▸ **Task directions**
Count how many lines hold the string "this", and give only that number.

▸ **Data shown**
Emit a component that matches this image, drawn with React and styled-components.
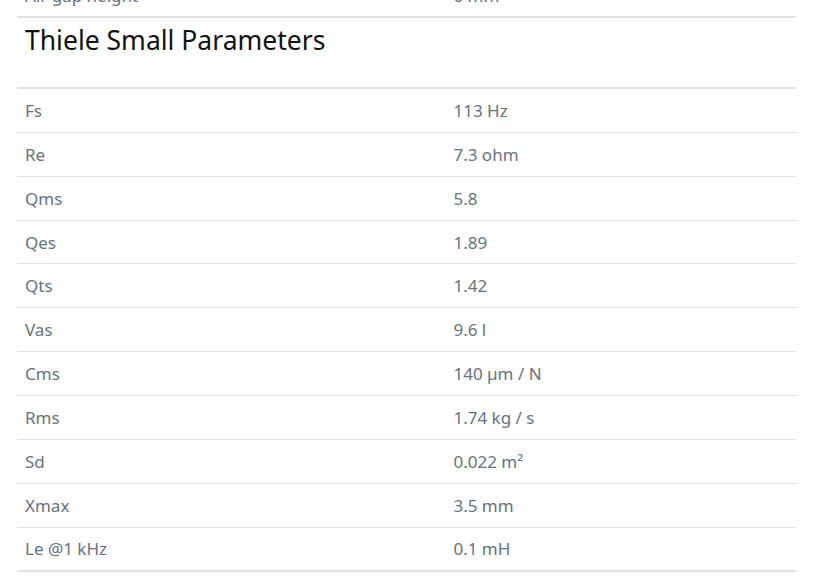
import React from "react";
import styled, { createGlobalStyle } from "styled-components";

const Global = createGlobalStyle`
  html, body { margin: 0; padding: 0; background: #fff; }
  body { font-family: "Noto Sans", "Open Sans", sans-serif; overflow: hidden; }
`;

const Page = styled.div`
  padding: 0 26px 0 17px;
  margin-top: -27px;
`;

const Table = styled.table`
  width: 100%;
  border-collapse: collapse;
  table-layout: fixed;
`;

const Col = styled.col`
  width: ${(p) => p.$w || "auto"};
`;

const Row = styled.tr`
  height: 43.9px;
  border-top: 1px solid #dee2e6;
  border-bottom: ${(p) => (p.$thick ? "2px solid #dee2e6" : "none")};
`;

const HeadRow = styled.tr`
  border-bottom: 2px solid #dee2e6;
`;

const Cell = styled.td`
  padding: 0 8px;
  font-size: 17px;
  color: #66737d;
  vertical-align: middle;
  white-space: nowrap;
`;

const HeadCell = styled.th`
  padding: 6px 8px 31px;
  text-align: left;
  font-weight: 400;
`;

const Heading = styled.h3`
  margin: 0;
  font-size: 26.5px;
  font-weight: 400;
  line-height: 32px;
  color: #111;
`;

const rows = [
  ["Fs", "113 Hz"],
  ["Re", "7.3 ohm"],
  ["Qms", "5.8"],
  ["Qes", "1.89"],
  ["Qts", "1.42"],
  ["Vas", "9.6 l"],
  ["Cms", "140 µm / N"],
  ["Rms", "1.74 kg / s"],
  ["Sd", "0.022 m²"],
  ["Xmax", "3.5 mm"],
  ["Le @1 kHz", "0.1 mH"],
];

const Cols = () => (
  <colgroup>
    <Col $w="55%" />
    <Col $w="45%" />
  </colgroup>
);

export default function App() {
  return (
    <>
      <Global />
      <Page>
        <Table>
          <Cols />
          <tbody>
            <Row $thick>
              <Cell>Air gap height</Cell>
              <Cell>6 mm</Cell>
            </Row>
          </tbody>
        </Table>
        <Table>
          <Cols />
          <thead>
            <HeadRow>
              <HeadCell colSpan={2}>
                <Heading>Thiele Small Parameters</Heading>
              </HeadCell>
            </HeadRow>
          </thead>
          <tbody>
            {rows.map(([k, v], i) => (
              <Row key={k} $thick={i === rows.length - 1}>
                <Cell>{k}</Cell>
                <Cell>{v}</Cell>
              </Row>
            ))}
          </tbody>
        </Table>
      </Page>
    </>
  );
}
--
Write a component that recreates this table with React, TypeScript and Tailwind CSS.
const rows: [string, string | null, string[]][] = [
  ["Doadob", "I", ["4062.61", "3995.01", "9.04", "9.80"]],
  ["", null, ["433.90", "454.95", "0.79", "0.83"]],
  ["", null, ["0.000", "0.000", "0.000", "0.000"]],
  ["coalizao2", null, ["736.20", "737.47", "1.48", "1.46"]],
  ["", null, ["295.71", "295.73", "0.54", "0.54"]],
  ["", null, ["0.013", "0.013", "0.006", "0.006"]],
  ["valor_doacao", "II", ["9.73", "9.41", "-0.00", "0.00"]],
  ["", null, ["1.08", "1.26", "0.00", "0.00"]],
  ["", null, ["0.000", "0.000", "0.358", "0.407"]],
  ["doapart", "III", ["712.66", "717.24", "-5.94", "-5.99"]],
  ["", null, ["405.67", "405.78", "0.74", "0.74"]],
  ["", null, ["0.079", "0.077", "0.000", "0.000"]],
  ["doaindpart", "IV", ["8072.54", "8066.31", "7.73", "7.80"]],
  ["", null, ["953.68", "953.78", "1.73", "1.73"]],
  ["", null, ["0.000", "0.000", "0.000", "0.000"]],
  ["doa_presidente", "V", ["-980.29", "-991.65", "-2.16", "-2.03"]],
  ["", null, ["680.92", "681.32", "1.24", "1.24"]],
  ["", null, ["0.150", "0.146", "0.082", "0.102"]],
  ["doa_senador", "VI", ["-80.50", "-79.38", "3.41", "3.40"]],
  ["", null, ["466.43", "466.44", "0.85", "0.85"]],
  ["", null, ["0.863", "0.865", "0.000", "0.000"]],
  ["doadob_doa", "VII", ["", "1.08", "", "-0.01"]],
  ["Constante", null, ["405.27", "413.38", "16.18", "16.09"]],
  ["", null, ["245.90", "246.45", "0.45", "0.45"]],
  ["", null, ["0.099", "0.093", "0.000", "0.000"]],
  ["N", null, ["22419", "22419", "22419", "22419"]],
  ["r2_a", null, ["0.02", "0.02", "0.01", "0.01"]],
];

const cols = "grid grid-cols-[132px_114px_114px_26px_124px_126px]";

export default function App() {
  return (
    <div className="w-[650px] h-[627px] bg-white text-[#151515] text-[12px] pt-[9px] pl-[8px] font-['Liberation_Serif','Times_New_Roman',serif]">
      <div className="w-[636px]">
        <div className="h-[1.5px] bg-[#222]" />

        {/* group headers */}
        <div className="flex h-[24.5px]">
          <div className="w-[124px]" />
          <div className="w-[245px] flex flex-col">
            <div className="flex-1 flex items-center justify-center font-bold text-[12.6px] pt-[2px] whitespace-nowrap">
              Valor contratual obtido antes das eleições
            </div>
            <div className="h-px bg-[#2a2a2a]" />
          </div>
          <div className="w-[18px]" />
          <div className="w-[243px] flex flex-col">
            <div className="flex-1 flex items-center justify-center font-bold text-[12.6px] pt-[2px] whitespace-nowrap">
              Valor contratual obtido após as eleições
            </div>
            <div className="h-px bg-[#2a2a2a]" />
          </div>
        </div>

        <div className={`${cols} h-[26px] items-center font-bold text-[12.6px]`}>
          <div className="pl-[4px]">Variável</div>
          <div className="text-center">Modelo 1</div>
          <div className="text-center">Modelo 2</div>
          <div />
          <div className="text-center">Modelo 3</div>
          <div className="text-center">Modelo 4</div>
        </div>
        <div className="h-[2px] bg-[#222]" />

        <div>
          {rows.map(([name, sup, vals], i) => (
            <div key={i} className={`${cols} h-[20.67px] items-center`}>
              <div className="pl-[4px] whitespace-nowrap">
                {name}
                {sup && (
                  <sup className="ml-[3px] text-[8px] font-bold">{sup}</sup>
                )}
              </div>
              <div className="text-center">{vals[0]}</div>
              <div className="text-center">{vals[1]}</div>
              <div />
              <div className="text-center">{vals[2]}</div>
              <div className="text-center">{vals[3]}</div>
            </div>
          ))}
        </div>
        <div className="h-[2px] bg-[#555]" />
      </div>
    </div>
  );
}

▸ **Correct result**
2